Certo, non è un mistero che Ratzinger non condividesse tutte le pieghe del pontificato di Wojtyla. Tra queste l’eccesso di trionfalismo. Alla vigilia del Giubileo egli confidò ai giornalisti di essere “un po’ tra quelle persone che hanno difficoltà a trovarsi in una struttura celebrativa permanente”.
Poi, alla presentazione di un fascicolo dedicato all’anno giubilare, l’allora prefetto dell’ex Sant’Uffizio citò un giudizio di Giovanni Papini sul Giubileo del 1950, il quale si lamenta che “moltissimi, troppi, ne discorrono (del Giubileo) come se dovesse essere una fruttuosa stagione turistica”. Ma un conto è l’eccesso di trionfalismo dietro il quale Ratzinger vedeva molta superficialità – la superficialità di coloro che si fermavano agli applausi senza andare alla radice, al cuore che era il segreto del successo di Wojtyla – un altro è il coraggio della fede, ostentato non per vanagloria bensì per una strategia studiata di presenza nel mondo. Una politica precisa.

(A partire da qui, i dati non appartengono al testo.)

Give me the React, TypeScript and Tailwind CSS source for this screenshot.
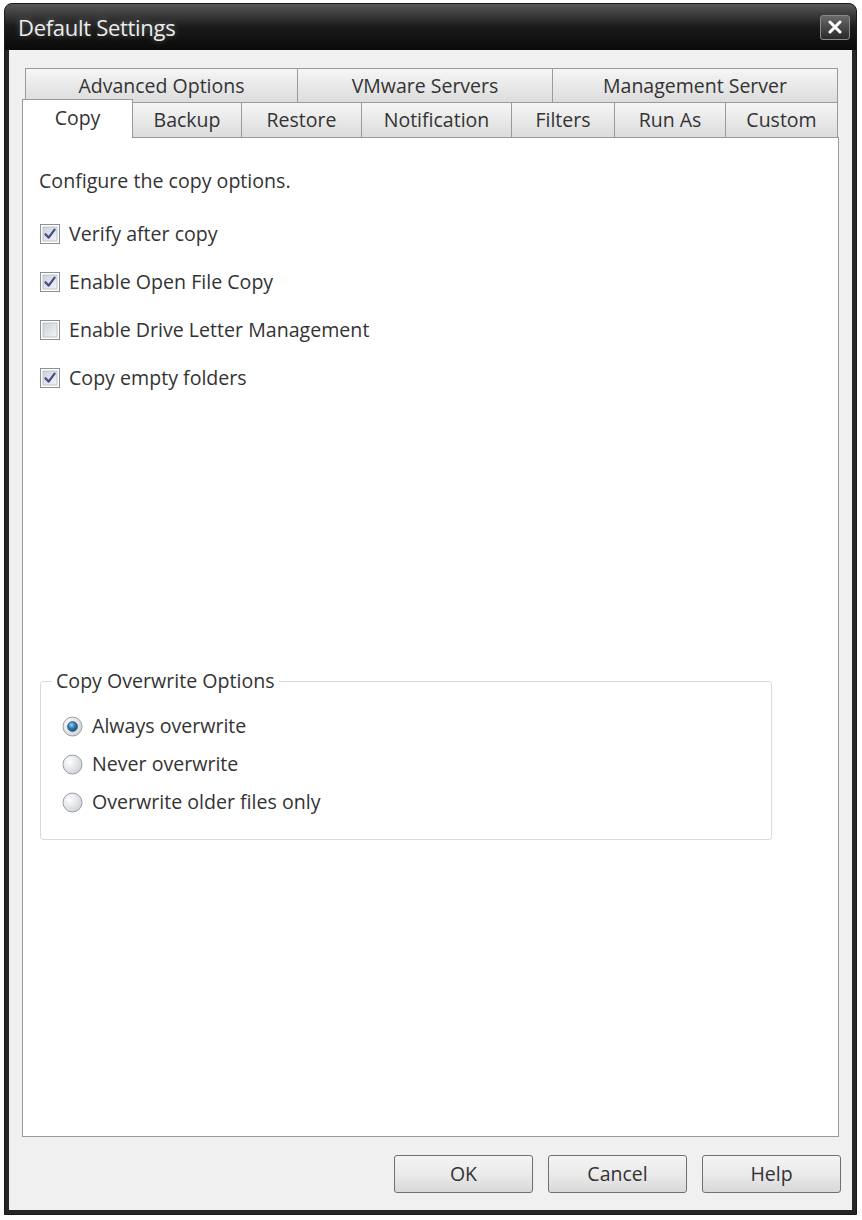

Benedetto XVI non ha citato, due giorni fa, i tanti mea culpa di Giovanni Paolo II. Non ha parlato dei raduni interreligiosi promossi del Pontefice, né delle innummerevoli adunate oceaniche alle quali hanno partecipato migliaia di giovani. Insieme, nulla ha detto dell’unico tema per il quale i media negli ultimi mesi hanno speso fiumi di parole su Giovanni Paolo II: la pedofilia nel clero e le presunte coperture offerte ai preti dal Papa polacco fino al silenzio su Marcial Maciel, il fondatore dei Legionari di Cristo. Si è limitato, Benedetto XVI, a dire perché egli ammira il suo predecessore e perché, oltre i trionfalismi e le ombre, per lui egli è già santo.